Some links to the Blog for Bideford Black: The Next Generation
Blue stains which developed after rubbing Japanese indigo leaves onto paper
I planted out my Japanese indigo (Persicaria tinctoria) several weeks ago, having grown it all from seed. This week I picked some leaves and rubbed them on the page of my sketchbook to see if any blue appeared. It did (ignore the buff coloured stain to the left of the image, which is nothing to do with it). From this I knew that I could make a vat from the crop.
I began by picking half a bucketful and testing it as a small vat. I achieved a very good blue, which was used to overdue some cochineal-dyed scarves I had shibori-tied ready and waiting. You can see the result in the gallery below.
On the second vat I used a whole bucketful of leaves, rammed down hard. I just pick the tips, like tea: not the whole stalk. I sometimes weigh the leaves before processing but the material was wet after rain and there didn’t seem much point. I don’t always strip the leaves from stalks either, so a known dry weight is somewhat academic because the stalks don’t, as far as I know, produce any colouring matter.

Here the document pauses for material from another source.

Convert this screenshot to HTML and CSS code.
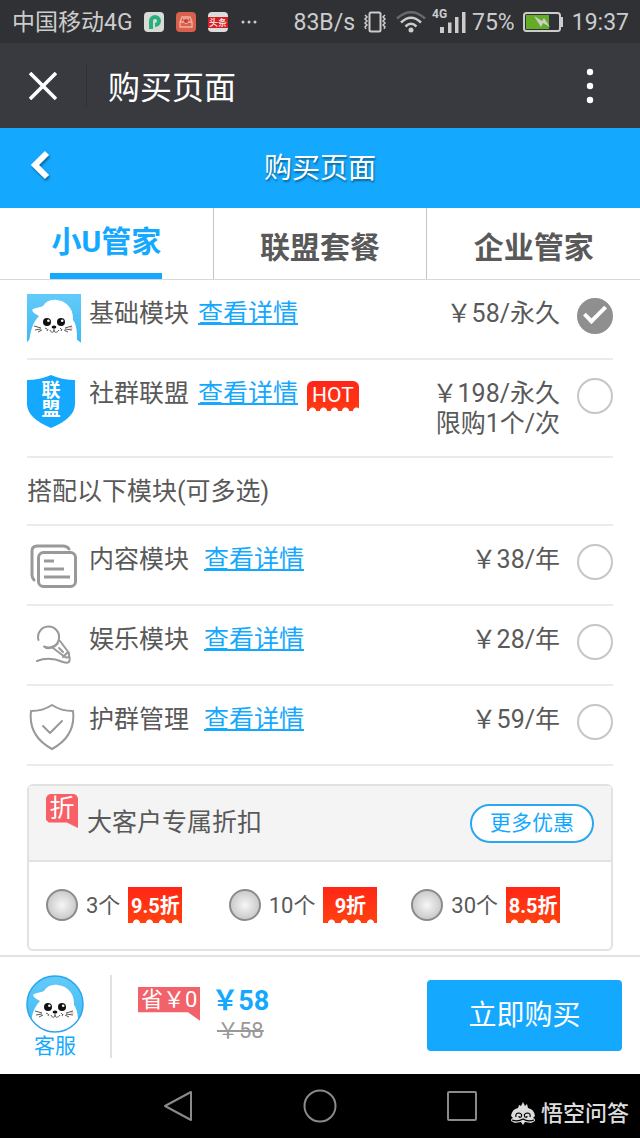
FILE: index.html
```html
<!DOCTYPE html>
<html lang="zh-CN">
<head>
<meta charset="utf-8">
<meta name="viewport" content="width=device-width, initial-scale=1">
<title>购买页面</title>
<link rel="stylesheet" href="styles.css">
</head>
<body class="page">
<svg class="defs" aria-hidden="true">
  <defs>
    <linearGradient id="sky" x1="0" y1="0" x2="0" y2="1"><stop offset="0" stop-color="#63cbf9"/><stop offset="1" stop-color="#3fb8f4"/></linearGradient>
    <clipPath id="round"><circle cx="29" cy="29" r="28"/></clipPath>
  </defs>
  <symbol id="seal" viewBox="0 0 54 50">
    <path fill="#fff" d="M2 50C3 37 6 28 12 22C9 20 6 19 5 16C8 13 13 14 16 12C19 7 24 5 30 6C39 7 46 14 46 24L46 26C50 31 50 39 50 46L54 49V50Z"/>
    <g fill="#111"><circle cx="20" cy="28" r="4"/><circle cx="34" cy="28" r="4"/><ellipse cx="27" cy="33" rx="2.4" ry="1.6"/></g>
    <g fill="#fff"><circle cx="21.4" cy="26.8" r="1.3"/><circle cx="35.2" cy="26.8" r="1.3"/></g>
    <path fill="none" stroke="#555" stroke-width="1" d="M27 34v2M23 36c1 3 4 3 4 0c0 3 3 3 5 0M7 32l7 2M8 36l6-1M11 38l4-2M45 32l-7 2M45 36l-7-1M41 38l-4-2M18 34l2 1M20 37l1-2M33 34l2 2M34 37l1-2"/>
    <ellipse cx="44" cy="34" rx="2" ry="1" fill="#f79a9a" opacity=".6"/>
  </symbol>
</svg>

<div class="status">
  <span class="carrier">中国移动4G</span>
  <svg class="app-icon" viewBox="0 0 20 20"><rect width="20" height="20" rx="4" fill="#d8dad8"/><path d="M7 17V9a4 4 0 1 1 4 4" fill="none" stroke="#25b07c" stroke-width="4"/><circle cx="11" cy="9" r="1.5" fill="#d8dad8"/></svg>
  <svg class="app-icon" viewBox="0 0 20 20"><rect width="20" height="20" rx="4" fill="#d9604c"/><path d="M4 10l2-5h8l2 5v5H4zM4 10h4q2 3 4 0h4M7 7h6" fill="none" stroke="#f0b49f" stroke-width="1.3"/><circle cx="10" cy="9" r="2" fill="#c33f48"/></svg>
  <svg class="app-icon" viewBox="0 0 20 20"><rect width="20" height="20" rx="4" fill="#dcdcdc"/><path fill="#d51c20" d="M0 5h20v11H0z"/><text x="10" y="14" text-anchor="middle" class="news-mark">头条</text></svg>
  <svg class="more-dots" viewBox="0 0 18 6"><g fill="#ccc"><circle cx="3" cy="3" r="1.5"/><circle cx="9" cy="3" r="1.5"/><circle cx="15" cy="3" r="1.5"/></g></svg>
  <span class="speed">83B/s</span>
  <svg class="vibrate" viewBox="0 0 26 22"><rect x="7.500" y="1.500" width="11" height="19" rx="1.500" fill="none" stroke="#ccc" stroke-width="2"/><path d="M3 4l2 2-2 2 2 2-2 2 2 2-2 2 1 2M23 4l-2 2 2 2-2 2 2 2-2 2 2 2-1 2" fill="none" stroke="#ccc" stroke-width="1.500"/></svg>
  <svg class="wifi" viewBox="0 0 30 22"><g fill="none" stroke-width="2.500"><path d="M1 7.500Q15-5 29 7.500" stroke="#68696b"/><path d="M5 11.500Q15 2 25 11.500M9.500 15.500Q15 10 20.500 15.500" stroke="#ccc"/></g><circle cx="15" cy="19" r="2.500" fill="#ccc"/></svg>
  <svg class="signal" viewBox="0 0 34 28"><text x="0" y="12" class="net-mark">4G</text><path fill="#ccc" d="M8 21h4v6H8zM16 16.500h3.500V27H16zM23 11h3.500v16H23zM30 6h3.500v21H30z"/></svg>
  <span>75%</span>
  <svg class="battery" viewBox="0 0 40 20"><rect x="1" y="1" width="36" height="18" rx="2.500" fill="none" stroke="#ccc" stroke-width="2"/><path fill="#ccc" d="M37 5h3v10h-3z"/><path fill="#62ad25" d="M3 3h23v14H3z"/><path fill="#ccc" d="M11 4l8 5 2-3 6 9-7-4-2 4z"/></svg>
  <span>19:37</span>
</div>

<header class="appbar">
  <button class="icon-button close" aria-label="关闭"><svg viewBox="0 0 28 28"><path d="M1 1l26 26M27 1L1 27" stroke="#fff" stroke-width="3.600"/></svg></button>
  <span class="appbar-title">购买页面</span>
  <button class="icon-button menu" aria-label="菜单"><svg viewBox="0 0 8 36"><g fill="#fff"><circle cx="4" cy="4" r="3.200"/><circle cx="4" cy="18" r="3.200"/><circle cx="4" cy="32" r="3.200"/></g></svg></button>
</header>

<div class="banner">
  <button class="icon-button back" aria-label="返回"><svg viewBox="0 0 22 32"><path d="M17 4L5 16l12 12" fill="none" stroke="#fff" stroke-width="6"/></svg></button>
  <h1 class="banner-title">购买页面</h1>
</div>

<nav class="tabs">
  <a class="tab active" href="#"><span class="tab-label">小U管家</span></a>
  <a class="tab" href="#">联盟套餐</a>
  <a class="tab" href="#">企业管家</a>
</nav>

<main class="content">
  <div class="row">
    <svg class="row-icon" viewBox="0 0 54 54"><path fill="url(#sky)" d="M0 0h54v49l-5-4H3l-3 3z"/><use href="#seal" width="54" height="50"/></svg>
    <div class="info"><label for="m1">基础模块</label><a class="link" href="#">查看详情</a></div>
    <div class="price">￥58/永久</div>
    <input class="pick" type="radio" name="base" id="m1" checked>
  </div>
  <div class="row tall">
    <svg class="row-icon" viewBox="0 0 54 54"><path fill="#14a9ff" d="M24 1Q35 6 48 6V30Q48 44 24 54Q0 44 0 30V6Q13 6 24 1Z"/><g class="shield-mark"><text x="24" y="23">联</text><text x="24" y="42">盟</text></g></svg>
    <div class="info"><label for="m2">社群联盟</label><a class="link" href="#">查看详情</a><span class="hot">HOT</span></div>
    <div class="price">￥198/永久<br>限购1个/次</div>
    <input class="pick" type="radio" name="base" id="m2">
  </div>
  <h2 class="subhead">搭配以下模块(可多选)</h2>
  <div class="row">
    <svg class="row-icon line" viewBox="0 0 54 54"><path d="M7 40Q5 38 5 35V11Q5 6 10 6H36Q40 6 42 9"/><rect x="11.500" y="12.500" width="37" height="34" rx="5"/><path class="butt" d="M17 21h10M17 29h20M17 37h26"/></svg>
    <div class="info wide"><label for="m3">内容模块</label><a class="link" href="#">查看详情</a></div>
    <div class="price">￥38/年</div>
    <input class="pick" type="checkbox" id="m3">
  </div>
  <div class="row">
    <svg class="row-icon thin" viewBox="0 0 54 54"><path d="M11.500 20A10.500 10.500 0 1 1 17 26.500M19 28q8 1 12-5M33 21L42 33Q43 39 38 37L26 28M32 28l4 4M36 37l5-5M42 35Q45 45 36 42Q22 36 10 41"/></svg>
    <div class="info wide"><label for="m4">娱乐模块</label><a class="link" href="#">查看详情</a></div>
    <div class="price">￥28/年</div>
    <input class="pick" type="checkbox" id="m4">
  </div>
  <div class="row">
    <svg class="row-icon line shield" viewBox="0 0 54 54"><path d="M25 5Q34 11 46 11Q49 36 25 49Q1 36 4 11Q16 11 25 5Z"/><path d="M16 26l7 7 12-12"/></svg>
    <div class="info wide"><label for="m5">护群管理</label><a class="link" href="#">查看详情</a></div>
    <div class="price">￥59/年</div>
    <input class="pick" type="checkbox" id="m5">
  </div>

  <section class="card">
    <div class="card-head">
      <span class="zhe">折</span>
      <h2 class="card-title">大客户专属折扣</h2>
      <button class="more">更多优惠</button>
    </div>
    <div class="deals">
      <label class="deal"><input class="knob" type="radio" name="deal"><span>3个</span><b class="ticket">9.5折</b></label>
      <label class="deal"><input class="knob" type="radio" name="deal"><span>10个</span><b class="ticket">9折</b></label>
      <label class="deal"><input class="knob" type="radio" name="deal"><span>30个</span><b class="ticket">8.5折</b></label>
    </div>
  </section>
</main>

<footer class="checkout">
  <a class="service" href="#">
    <svg class="avatar" viewBox="0 0 58 58"><circle cx="29" cy="29" r="28" fill="url(#sky)"/><g clip-path="url(#round)"><use href="#seal" x="2" y="4" width="54" height="50"/><path fill="#fff" d="M4 50h50v8H4z"/></g><circle cx="29" cy="29" r="28" fill="none" stroke="#2aa5ee" stroke-width="1.500"/></svg>
    <span>客服</span>
  </a>
  <span class="save">省￥0</span>
  <div class="total"><strong class="now">￥58</strong><s class="was">￥58</s></div>
  <button class="buy">立即购买</button>
</footer>

<div class="navbar">
  <button class="icon-button key" aria-label="后退"><svg viewBox="0 0 34 34"><path d="M30 3V31L4 17Z"/></svg></button>
  <button class="icon-button key" aria-label="主屏幕"><svg viewBox="0 0 34 34"><circle cx="17" cy="17" r="15.500"/></svg></button>
  <button class="icon-button key" aria-label="最近任务"><svg viewBox="0 0 34 34"><rect x="3" y="3" width="28" height="28" rx="1"/></svg></button>
  <div class="watermark">
    <svg viewBox="0 0 26 24"><path fill="#ddd" d="M1 14Q2 7 8 6L9 3 11 4 13 0 15 4 17 2 18 6Q24 7 25 14L23 16Q25 16 25 19L21 21 15 20 13 23 11 20 5 21 1 19Q1 16 3 16Z"/><path d="M6 15q-1-4 3-4q4 1 2 4q-2 1-2-1M20 15q1-4-3-4q-4 1-2 4q2 1 2-1M2 18q6 2 11-1q5 3 11 1" fill="none" stroke="#000" stroke-width="1.200"/></svg>
    <span>悟空问答</span>
  </div>
</div>
</body>
</html>
```

FILE: styles.css
```css
*, *::before { box-sizing: border-box; }

.page {
  margin: 0;
  min-height: 100vh;
  display: flex;
  flex-direction: column;
  background: #fff;
  color: #595959;
  font-family: Roboto, "Noto Sans CJK SC", sans-serif;
  font-size: 25px;
  line-height: 30px;
}

.defs { position: absolute; width: 0; height: 0; }
button, input { font: inherit; margin: 0; padding: 0; }
svg { display: block; flex: none; }
a { color: inherit; text-decoration: none; }

.icon-button { display: flex; border: 0; background: none; }

/* Status bar */
.status {
  display: flex;
  align-items: center;
  height: 43px;
  padding: 0 11px 0 12px;
  background: #303135;
  color: #ccc;
  font-size: 23px;
  line-height: 34px;
}
.status span { padding-top: 2px; }
.carrier { margin-right: 11px; }
.app-icon { width: 20px; height: 20px; margin-right: 12px; }
.news-mark { font-size: 9px; font-weight: 700; fill: #f3d6d6; }
.more-dots { width: 18px; }
.speed { margin-left: auto; }
.vibrate { width: 26px; margin-left: 7px; }
.wifi { width: 30px; margin: 0 6px 0 8px; }
.signal { width: 34px; margin: 0 6px 4px 0; }
.net-mark { font-size: 12px; font-weight: 700; fill: #ccc; }
.battery { width: 40px; margin: 0 9px 0 8px; }

/* Window title bar */
.appbar {
  display: flex;
  align-items: center;
  height: 85px;
  background: #393a3f;
  color: #fff;
  font-size: 32px;
}
.close { padding: 8px 29px; border-right: 1px solid #303135; }
.close svg { width: 28px; }
.appbar-title { margin-left: 21px; padding-top: 4px; line-height: 40px; }
.menu { margin-left: auto; padding: 0 46px; }
.menu svg { width: 8px; }

/* Page banner */
.banner {
  display: grid;
  grid-template-columns: 1fr auto 1fr;
  align-items: center;
  height: 80px;
  background: #14a9ff;
  color: #fff;
}
.back { justify-self: start; padding: 0 30px 6px; filter: drop-shadow(1px 2px 1px #0006); }
.back svg { width: 22px; }
.banner-title { margin: 0; padding-top: 2px; font-size: 28px; font-weight: 400; line-height: 40px; text-shadow: 1px 2px 2px #0006; }

/* Tabs */
.tabs { display: flex; height: 72px; border-bottom: 1px solid #d8d8d8; }
.tab {
  flex: 1;
  display: flex;
  justify-content: center;
  align-items: center;
  padding-top: 8px;
  color: #595959;
  font-size: 30px;
  font-weight: 700;
}
.tab + .tab { border-left: 1px solid #c4c4c4; }
.active { padding: 0; color: #14a9ff; }
.tab-label { align-self: stretch; padding: 19px 1px 0; border-bottom: 6px solid #14a9ff; }

/* Module list */
.content { flex: 1; padding: 0 27px 3px; }
.row {
  display: flex;
  align-items: flex-start;
  height: 80px;
  padding-top: 14px;
  border-bottom: 2px solid #ebebeb;
}
.tall { height: 98px; }
.row-icon { width: 54px; height: 54px; margin-right: 8px; }
.line, .thin { fill: none; stroke: #999; stroke-width: 3; stroke-linecap: round; stroke-linejoin: round; }
.thin, .shield { stroke-width: 2; }
.butt { stroke-linecap: butt; }
.shield-mark { fill: #fff; font-size: 19px; font-weight: 700; text-anchor: middle; }
.info { display: flex; gap: 9px; padding-top: 5px; }
.wide { gap: 15px; }
.link { color: #14a9ff; text-decoration: underline; text-decoration-thickness: 2px; text-underline-offset: 1px; }
.hot {
  height: 30px;
  padding: 0 5px;
  border-radius: 6px 6px 0 0;
  background:
    radial-gradient(circle at 50% 100%, #fff 3px, #0000 4px) 0 100% / 11px 5px repeat-x,
    linear-gradient(#ff2518, #ff3a12);
  color: #fff;
  font-size: 21px;
  line-height: 28px;
  margin-top: 2px;
}
.price { margin-left: auto; padding-top: 5px; text-align: right; }
.pick {
  appearance: none;
  flex: none;
  width: 36px;
  height: 36px;
  margin: 4px 0 0 17px;
  border: 2px solid #c6c6c6;
  border-radius: 50%;
  background: #fff;
}
.pick:checked { border-color: #8f8f8f; background: #8f8f8f; }
.pick:checked::before {
  content: "";
  display: block;
  width: 22px;
  height: 12px;
  margin: 6px 0 0 5px;
  border: solid #fff;
  border-width: 0 0 4px 4px;
  transform: rotate(-45deg);
}
.subhead {
  height: 68px;
  margin: 0;
  padding-top: 19px;
  border-bottom: 2px solid #ebebeb;
  font-size: 25px;
  font-weight: 400;
}

/* Discount card */
.card { margin-top: 18px; border: 2px solid #e2e2e2; border-radius: 6px; }
.card-head {
  display: flex;
  align-items: center;
  height: 76px;
  padding: 0 17px;
  border-bottom: 2px solid #e2e2e2;
  background: #f4f4f4;
}
.zhe {
  align-self: flex-start;
  width: 32px;
  height: 34px;
  margin: 8px 9px 0 0;
  border-radius: 5px 5px 0 0;
  background: #f95f66;
  clip-path: polygon(0 0, 100% 0, 100% 100%, 65% 84%, 8% 84%, 0 76%);
  color: #fff;
  font-size: 25px;
  line-height: 29px;
  text-align: center;
}
.card-title { margin: 0; font-size: 25px; font-weight: 400; }
.more {
  margin-left: auto;
  height: 39px;
  padding: 0 18px;
  border: 2px solid #2ba6f0;
  border-radius: 20px;
  background: #fff;
  color: #14a9ff;
  font-size: 21px;
}
.deals {
  display: grid;
  grid-template-columns: repeat(3, 1fr);
  padding: 25px 17px 26px;
}
.deal { display: flex; align-items: center; gap: 8px; font-size: 22px; }
.deal span { padding-top: 2px; }
.knob {
  appearance: none;
  width: 32px;
  height: 32px;
  border: 2px solid #8b8b8b;
  border-radius: 50%;
  background: radial-gradient(circle, #f6f6f6, #c9c9c9 75%);
}
.ticket {
  width: 54px;
  height: 36px;
  background:
    radial-gradient(circle at 50% 100%, #fff 3px, #0000 4px) 2px 100% / 13px 5px repeat-x,
    linear-gradient(#ff2616, #ff4210);
  color: #fff;
  font-size: 20px;
  line-height: 38px;
  text-align: center;
}

/* Checkout bar */
.checkout {
  display: flex;
  align-items: flex-start;
  height: 119px;
  padding: 18px 18px 0 26px;
  border-top: 2px solid #e2e2e2;
  background: #fff;
}
.service {
  display: flex;
  flex-direction: column;
  align-items: flex-start;
  width: 86px;
  height: 83px;
  border-right: 2px solid #e2e2e2;
  color: #14a9ff;
  font-size: 21px;
  line-height: 26px;
}
.avatar { width: 58px; height: 58px; }
.service span { width: 58px; text-align: center; }
.save {
  height: 34px;
  margin: 12px 11px 0 26px;
  padding: 0 3px;
  background: #f2626a;
  clip-path: polygon(0 0, 100% 0, 100% 100%, 80% 74%, 0 74%);
  color: #fff;
  font-size: 22px;
  line-height: 26px;
}
.total { display: flex; flex-direction: column; align-items: center; padding-top: 10px; }
.now { color: #14a9ff; font-size: 27px; line-height: 32px; }
.was { color: #999; font-size: 22px; line-height: 28px; }
.buy {
  width: 195px;
  height: 71px;
  margin: 5px 0 0 auto;
  border: 0;
  border-radius: 4px;
  background: #14a9ff;
  color: #fff;
  font-size: 28px;
}

/* System navigation */
.navbar {
  position: relative;
  display: flex;
  justify-content: center;
  gap: 108px;
  padding: 15px 0;
  background: #000;
}
.key svg { width: 34px; fill: none; stroke: #8a8a8a; stroke-width: 2; stroke-linejoin: round; }
.watermark {
  position: absolute;
  right: 11px;
  bottom: 9px;
  display: flex;
  align-items: center;
  gap: 5px;
  color: #ddd;
  font-size: 22px;
  font-weight: 500;
}
.watermark svg { width: 26px; }
```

On the day I dyed the second bucket I live-tweeted the various stages with images and received a good response. I think more and more people are trying to grow, and dye with, their own indigo.
With colleague Christina Chisholm I co-authored a piece on growing and using Japanese indigo for the Journal for Weavers, Spinners and Dyers in 2011. It was a free download and you can still access it here so I don’t have to write it all out again. We included some information on growing the plant in two distinct climates (Devon and north east Scotland). Christina has much more experience with dyeing wool, so fibre dyers might find her comments useful. If I were to be able to edit the article I’d make a couple of additions / amendments:
1. I have since found that I don’t always see a blue froth when I whisk up the strained dye bath. Instead, the sherry-coloured liquid darkens and looks greener – but the froth is often colourless. Why? No idea. These days I have stopped using soda crystals and use washing soda instead. Maybe that’s the reason.
2. I have found that leaves are often ready whether or not they have the red/blue tinge shown in the Journal download document. What I have heard since (but don’t know if it’s true) is that you need to use the leaves before the plant produces flowers.
3. I try to encourage flowers for seeds each year and there is some urgency about this as in the UK the plants die with the first big frost. I mark a few vigorous stalks early on by tying a conspicuous ribbon round each one. Then I can’t pick them by mistake. I let these stalks develop flowers as early as possible.
Leaf tips after gathering
Bain-marie used to heat leaves in water
Leaves are crushed in the liquid
Leaves are sieved and squeezed out
Passing liquid from bucket to bucket to oxygenate
Liquid after addition of washing soda and oxygenation
Back in 2011 photographer Steve Kenward started on a mission. It was to be an unfunded personal project, of more or less infinite scope, which he called Made Not Manufactured. His idea was to travel the British Isles to photograph ‘people that use traditional crafts to make something that still has relevance today.’ Steve’s paid work as a freelance photographer would fund the entire project which includes his travel, accommodation, and any other personal expenses.
He put the word out for craftspeople / participants through the Heritage Crafts Association (HCA) and soon found that makers of objects such as baskets, boats, rakes, bowls, knives and clocks began to contact him. You can see the results of this committed photographic portrait of British craftsmanship on Steve’s website here. I contacted him as a dyer, and feeling that natural rather than synthetic dyes were more relevant to his ‘traditional’ aims, I made an indigo vat from my crop of Persicaria tinctoria for his day in my dyeroom. Up in my studio I worked with a beeswax resist on the beginning stages of a silk scarf. With Steve’s permission I am including some of his images below.
Steve has photographed 43 craftspeople (plus 13 dogs, including mine) and travelled 5,300 miles – at the last count. Until yesterday, I believed his arrangement to exhibit the complete body of work at the Weald and Dowland Museum in Sussex in August was still going ahead. It seemed the ideal venue to celebrate the work of so many makers, some of whom were prepared to demonstrate their craft, and show Steve’s unique collection of photographs. But something has gone seriously amiss; it seems there is no funding to support the exhibition project and the arrangement has been cancelled.
I feel disappointed for Steve who has worked extremely hard to achieve his aims. He is an unobtrusive but enquiring observer as his photographs demonstrate but also a delightful guest: even the dog approved, although she took exception to having a tripod in the house.
Steve is now looking for another exhibition venue for this body of work. If you know of somewhere suitable, please contact Steve through his website and while you’re there view other images of his impressive project.
Footnote: I resolved that my dog would never appear on this blog, but here she is, as seen by Steve Kenward. As today is her 100th birthday in doggy years, I think there is something to celebrate.